Thinking like yours is called Mathwashing; and it's a serious problem if we as a society are willing to accept it as a valid justification for dismissing culpability for our choices/actions.
Before flinging labels, you should have read the part where I said the opacity of the algorithms is a problem. The opacity/non-determinism definitely does not wash away responsibility, and in no way did I imply that it does. The problem is that now people end up being responsible for something they don't fully control or understand, and that's a sure recipe for disaster. Promoting further misunderstanding by putting your own words in others' mouths is not the solution.
Just because the instructions are convoluted and implemented by people who don't code the math themselves doesn't mean the outcomes are removed from the inputs.
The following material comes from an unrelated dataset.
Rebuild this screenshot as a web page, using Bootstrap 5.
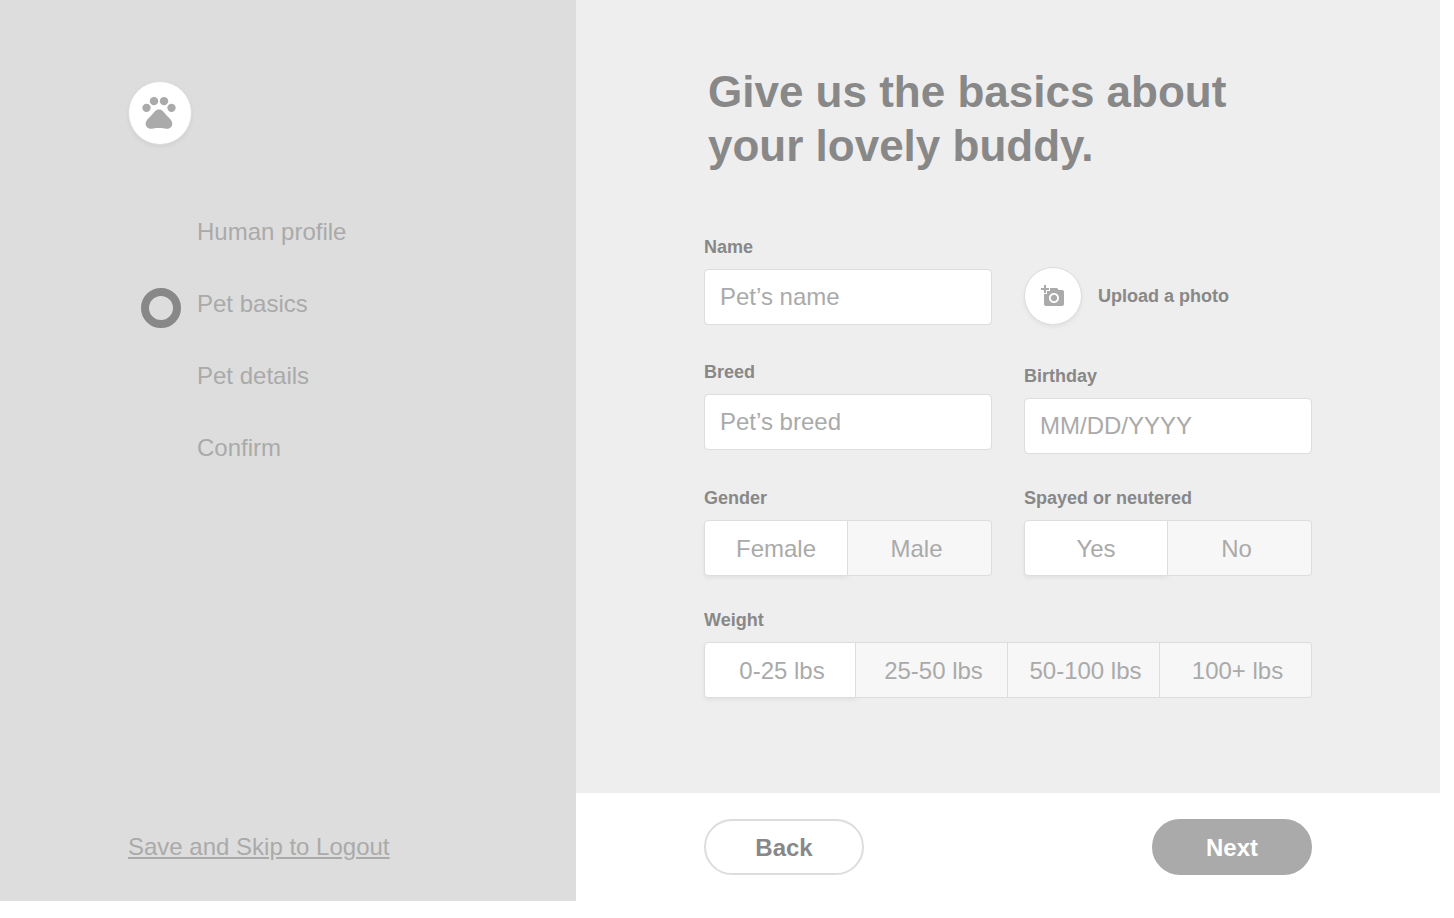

It's still a machine.
Heuristics use random number generators and produce random (non-deterministic) results, is that not following instructions written by programmers?
> is that not following instructions written by programmers
Not in any useful sense. Everything's deterministic with perfect knowledge, but nobody has perfect knowledge. The universe is still a machine too, and yet somehow manages to surprise us anyway. As soon as you inject non-replicable random numbers into the process, "following instructions" isn't entirely true any more.
Also, even if AI/ML are not being used to generate fake reviews, they sure as heck are being used to determine the search ranking of products stuffed with fake reviews. Amazon has created a game for less-scrupulous sellers to play, and even they don't know the rules.
I admit that I don't. I am guessing that such things are at present beyond AI/ML. An AI/ML-generated review I would expect to read like... well, like obviously-machine-generated text.
> Also, even if AI/ML are not being used to generate fake reviews, they sure as heck are being used to determine the search ranking of products stuffed with fake reviews.
How do you know that? They have a ranking algorithm, sure, but why do you think it's AI/ML (by normal definitions of AI/ML)?
Luckily products from well established companies are still free from fake reviews (on Amazon) by and large. As long as you avoid the hordes of 5 star products with very generic brand names that you have never heard of, you can still trust reviews to have some degree of accuracy.
Not to say that the suspiciously cheap product with near perfect reviews that always shows up at the top is always the wrong choice. I bought a knock off dremel for $20, and later ended up using it to cut quite a bit of 1.8in mild steel and it performed great. Only a little bit of smoking from the internals. On the other hand, I bought a cheap microphone from the same style of seller, and it was an unmitigated piece of garbage.
This dynamic is a great factor in many overarching issues today. In politics, it's so easy to get stuck on ideology, ethics or morality. But in practice, it comes down to incentive structure. And carrot usually works better than tick, for several reasons.
Consider the problem of tax evasion in retail. Greece is imposing fines on those who conduct a large enough ratio of their transactions in cash[0]. Taiwan solved this more elegantly in 1951, IMO, with introducing a lottery with a number coming up on each receipt, thereby creating an incentive for consumers to ask for a receipt[1].